Stated goal — Can you copy out the data exactly? Leave the images out.

Source excerpt —

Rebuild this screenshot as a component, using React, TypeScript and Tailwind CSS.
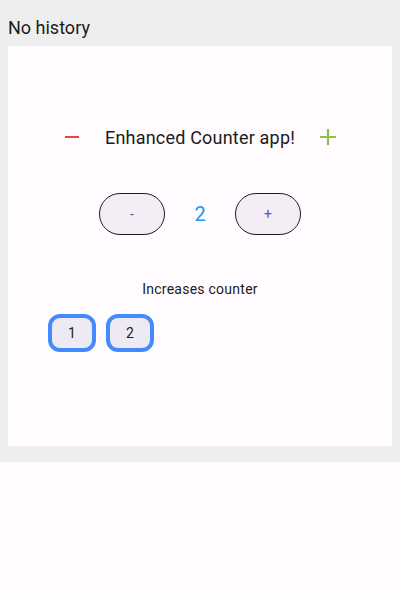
const font = { fontFamily: 'Roboto, "Noto Sans", sans-serif' };

function NumberChip({ label }: { label: string }) {
  return (
    <button className="w-[48px] h-[38px] rounded-[12px] border-[4px] border-[#448aff] bg-[#eeeaf3] text-[14px] tracking-[0.25px] text-[#1d1b20] flex items-center justify-center">
      {label}
    </button>
  );
}

function PillButton({ label }: { label: string }) {
  return (
    <button className="w-[66px] h-[42px] rounded-full border border-[#1d1b20] bg-[#f3eef6] text-[14px] text-[#6750a4] flex items-center justify-center">
      {label}
    </button>
  );
}

export default function App() {
  return (
    <div className="w-[400px] h-[600px] bg-[#fffbfe]" style={font}>
      <div className="bg-[#eeeeee] px-2 pt-[10px] pb-[16px]">
        <div className="h-[36px] leading-[36px] text-[18px] text-[#1d1b20]">No history</div>
        <div className="bg-[#fffbfe] h-[400px] flex flex-col">
          <div className="mt-[79px] h-[24px] flex items-center justify-center gap-[21px]">
            <svg width="24" height="24" viewBox="0 0 24 24">
              <path d="M5 12h14" stroke="#f44336" strokeWidth="2" />
            </svg>
            <span className="text-[18px] tracking-[0.2px] text-[#1d1b20]">Enhanced Counter app!</span>
            <svg width="24" height="24" viewBox="0 0 24 24">
              <path d="M4 12h16M12 4v16" stroke="#8bc34a" strokeWidth="2.2" />
            </svg>
          </div>
          <div className="mt-[44px] flex items-center justify-center">
            <PillButton label="-" />
            <div className="w-[70px] text-center text-[20px] text-[#2196f3]">2</div>
            <PillButton label="+" />
          </div>
          <div className="mt-[44px] text-center text-[14px] tracking-[0.25px] text-[#1d1b20]">Increases counter</div>
          <div className="mt-[14px] pl-[40px] flex gap-[10px]">
            <NumberChip label="1" />
            <NumberChip label="2" />
          </div>
        </div>
      </div>
    </div>
  );
}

Output of the exercise —
Rebuild this screenshot as a component, using React, TypeScript and Tailwind CSS.
const font = { fontFamily: 'Roboto, "Noto Sans", sans-serif' };

function NumberChip({ label }: { label: string }) {
  return (
    <button className="w-[48px] h-[38px] rounded-[12px] border-[4px] border-[#448aff] bg-[#eeeaf3] text-[14px] tracking-[0.25px] text-[#1d1b20] flex items-center justify-center">
      {label}
    </button>
  );
}

function PillButton({ label }: { label: string }) {
  return (
    <button className="w-[66px] h-[42px] rounded-full border border-[#1d1b20] bg-[#f3eef6] text-[14px] text-[#6750a4] flex items-center justify-center">
      {label}
    </button>
  );
}

export default function App() {
  return (
    <div className="w-[400px] h-[600px] bg-[#fffbfe]" style={font}>
      <div className="bg-[#eeeeee] px-2 pt-[10px] pb-[16px]">
        <div className="h-[36px] leading-[36px] text-[18px] text-[#1d1b20]">No history</div>
        <div className="bg-[#fffbfe] h-[400px] flex flex-col">
          <div className="mt-[79px] h-[24px] flex items-center justify-center gap-[21px]">
            <svg width="24" height="24" viewBox="0 0 24 24">
              <path d="M5 12h14" stroke="#f44336" strokeWidth="2" />
            </svg>
            <span className="text-[18px] tracking-[0.2px] text-[#1d1b20]">Enhanced Counter app!</span>
            <svg width="24" height="24" viewBox="0 0 24 24">
              <path d="M4 12h16M12 4v16" stroke="#8bc34a" strokeWidth="2.2" />
            </svg>
          </div>
          <div className="mt-[44px] flex items-center justify-center">
            <PillButton label="-" />
            <div className="w-[70px] text-center text-[20px] text-[#2196f3]">2</div>
            <PillButton label="+" />
          </div>
          <div className="mt-[44px] text-center text-[14px] tracking-[0.25px] text-[#1d1b20]">Increases counter</div>
          <div className="mt-[14px] pl-[40px] flex gap-[10px]">
            <NumberChip label="1" />
            <NumberChip label="2" />
          </div>
        </div>
      </div>
    </div>
  );
}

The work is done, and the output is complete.